Lehrlinge helfen sich selbst

Ein angeblich „patriarchalisch“ geleitetes altes Schuhhaus in München pflegt besondere Lehrlingsausbildungsmethoden. Die 10 Lehrlinge sind grundsätzlich in erster Linie für Putz- und Hilfsarbeiten da. Zum Verkauf werden sie nur in unumgänglichen Fällen herangezogen. Dafür dürfen sie um so länger im Staub des Schuhlagers packen, schlichten und aufräumen. Um die Arbeitszeit nicht zu kurz kommen zu lassen, stellt der Inhaber persönlich die Geschäftsuhr verstohlen um eine viertel Stunde zurück. Als dies an einem Samstag wieder geschah und die Lehrlinge erst auf dringliche Vorstellung endlich um 19 Uhr nach Hause gehen durften, beschlossen sie, sich auf ihre Weise schadlos zu halten.
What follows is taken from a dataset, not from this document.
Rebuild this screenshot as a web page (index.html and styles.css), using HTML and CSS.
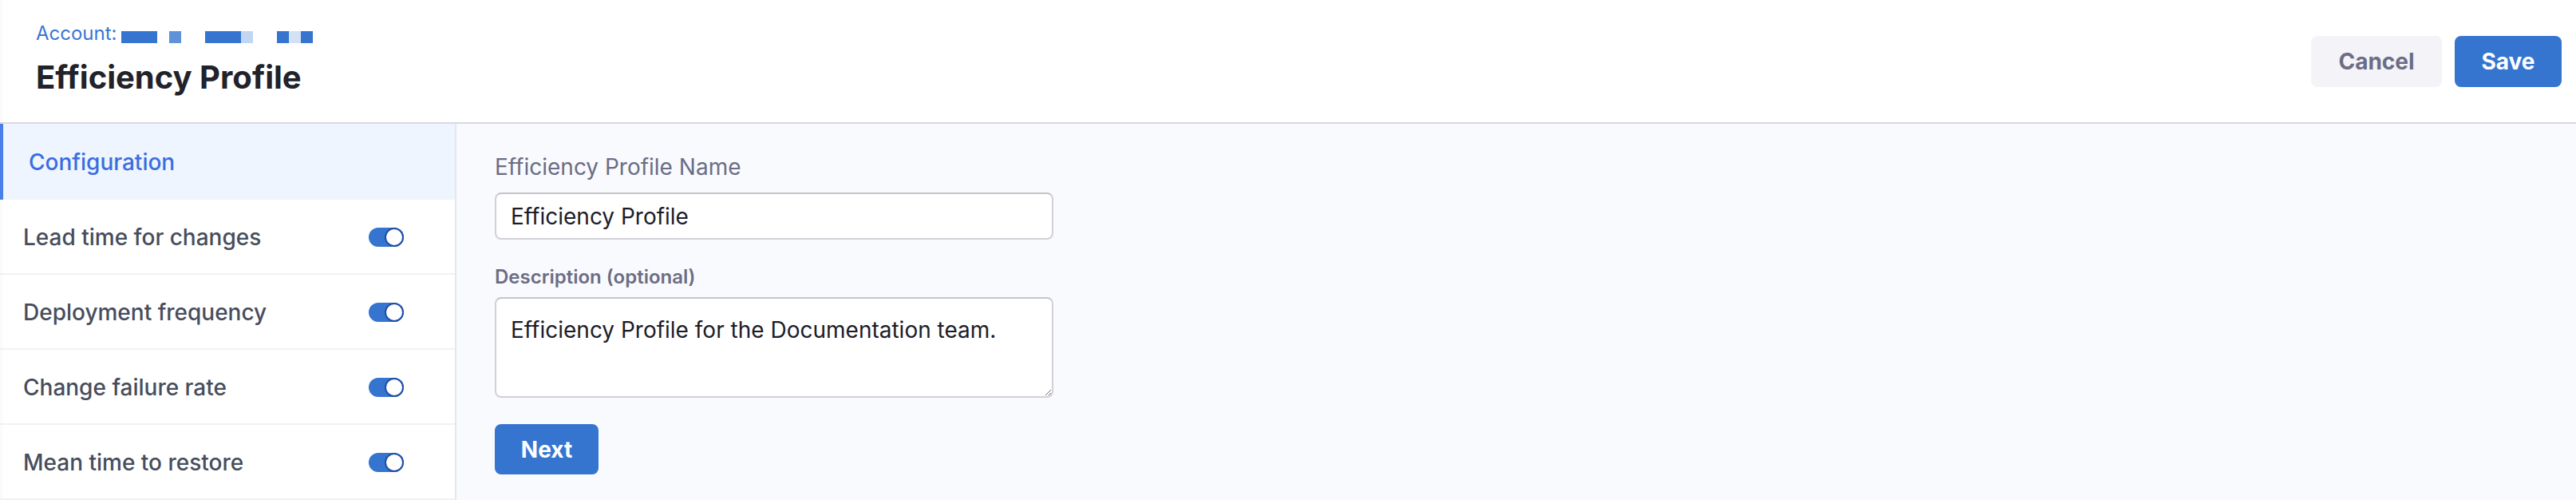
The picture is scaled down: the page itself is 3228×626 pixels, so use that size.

Sie kamen geschlossen am Montag früh statt um 8 Uhr erst um 9 Uhr ins Geschäft. Allerdings versicherten sie sich gleichzeitig der Hilfe der Gewerkschaft, die daraufhin die Manieren dieses“ väterlichen“ Berufsausbilders unter die Lupe nahm und beim Gewerbeaufsichtsamt die Abstellung dieser sonderbaren Methoden veranlasste. Aus der Selbstwehr der Lehrlinge versuchte der Chef vor den Gewerkschaftsvertretern sogar eine Tugend seines Hauses zu machen. Die Lehrlinge hätten für die verlängerte Samstagsarbeit von ihm aus „freiwillig“ am Montag früh später anfangen dürfen.


Münchner Ausblick. Mitteilungen der Gewerkschaft Handel – Banken – Versicherungen HBV, Ov. München, unpag.